INSTRUCTIONS TO FOLLOW: Each line that holds the word "this" is to be identified and copied.

AVAILABLE RECORDS:
▼
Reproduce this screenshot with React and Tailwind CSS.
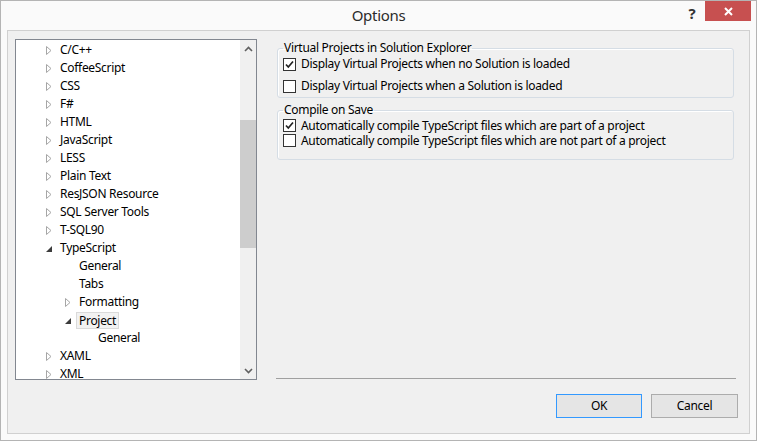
▲
▼
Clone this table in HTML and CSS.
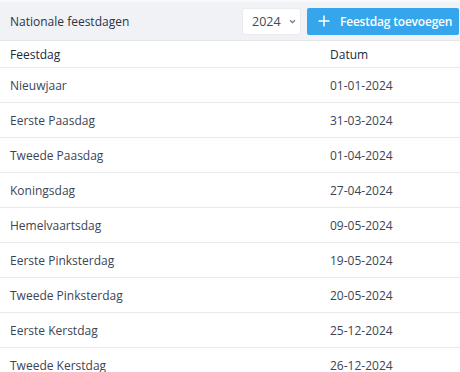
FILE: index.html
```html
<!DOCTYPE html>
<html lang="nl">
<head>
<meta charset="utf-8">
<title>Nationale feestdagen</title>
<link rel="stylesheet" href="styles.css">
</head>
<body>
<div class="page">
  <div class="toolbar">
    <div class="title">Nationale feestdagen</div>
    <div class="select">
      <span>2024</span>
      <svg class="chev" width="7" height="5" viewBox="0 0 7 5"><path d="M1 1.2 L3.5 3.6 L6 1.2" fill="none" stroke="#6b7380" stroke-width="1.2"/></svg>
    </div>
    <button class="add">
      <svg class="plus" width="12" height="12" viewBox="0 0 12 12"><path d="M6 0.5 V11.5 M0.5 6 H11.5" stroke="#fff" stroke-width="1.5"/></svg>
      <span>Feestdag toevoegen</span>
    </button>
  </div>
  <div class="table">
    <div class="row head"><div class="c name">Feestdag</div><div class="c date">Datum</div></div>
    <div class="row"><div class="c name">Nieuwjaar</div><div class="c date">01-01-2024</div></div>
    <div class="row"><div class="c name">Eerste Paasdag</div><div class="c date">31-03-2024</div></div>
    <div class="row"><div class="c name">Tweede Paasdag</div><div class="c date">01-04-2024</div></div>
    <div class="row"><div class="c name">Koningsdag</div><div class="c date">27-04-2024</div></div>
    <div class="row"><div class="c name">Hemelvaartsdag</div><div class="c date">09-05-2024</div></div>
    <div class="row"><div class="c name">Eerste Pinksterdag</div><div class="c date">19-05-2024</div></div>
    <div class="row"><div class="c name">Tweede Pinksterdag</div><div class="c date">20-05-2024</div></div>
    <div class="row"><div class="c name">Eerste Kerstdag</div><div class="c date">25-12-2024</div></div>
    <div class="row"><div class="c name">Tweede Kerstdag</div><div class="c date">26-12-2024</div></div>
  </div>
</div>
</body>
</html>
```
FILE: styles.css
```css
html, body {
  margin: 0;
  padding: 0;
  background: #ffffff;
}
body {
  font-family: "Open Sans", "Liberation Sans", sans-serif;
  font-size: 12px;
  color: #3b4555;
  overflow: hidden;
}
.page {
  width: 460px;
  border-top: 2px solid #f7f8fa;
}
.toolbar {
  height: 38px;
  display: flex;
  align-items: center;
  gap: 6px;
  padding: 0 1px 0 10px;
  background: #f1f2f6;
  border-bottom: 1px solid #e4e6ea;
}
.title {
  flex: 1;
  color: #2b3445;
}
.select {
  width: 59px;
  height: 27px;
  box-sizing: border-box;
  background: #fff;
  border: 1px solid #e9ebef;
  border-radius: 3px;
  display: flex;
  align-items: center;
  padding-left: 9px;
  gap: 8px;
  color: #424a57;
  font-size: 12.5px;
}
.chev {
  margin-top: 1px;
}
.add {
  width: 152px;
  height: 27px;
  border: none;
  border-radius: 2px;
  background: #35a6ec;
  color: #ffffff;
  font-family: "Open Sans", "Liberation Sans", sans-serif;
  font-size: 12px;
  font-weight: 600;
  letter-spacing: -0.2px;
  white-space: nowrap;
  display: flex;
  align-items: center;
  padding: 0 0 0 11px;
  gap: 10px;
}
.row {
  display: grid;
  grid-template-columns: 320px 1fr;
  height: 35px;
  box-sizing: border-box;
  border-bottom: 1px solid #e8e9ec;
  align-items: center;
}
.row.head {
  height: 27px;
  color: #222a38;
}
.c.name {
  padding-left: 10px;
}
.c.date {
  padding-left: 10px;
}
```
▲
THE ANSWER:
Reproduce this screenshot with React and Tailwind CSS.
Clone this table in HTML and CSS.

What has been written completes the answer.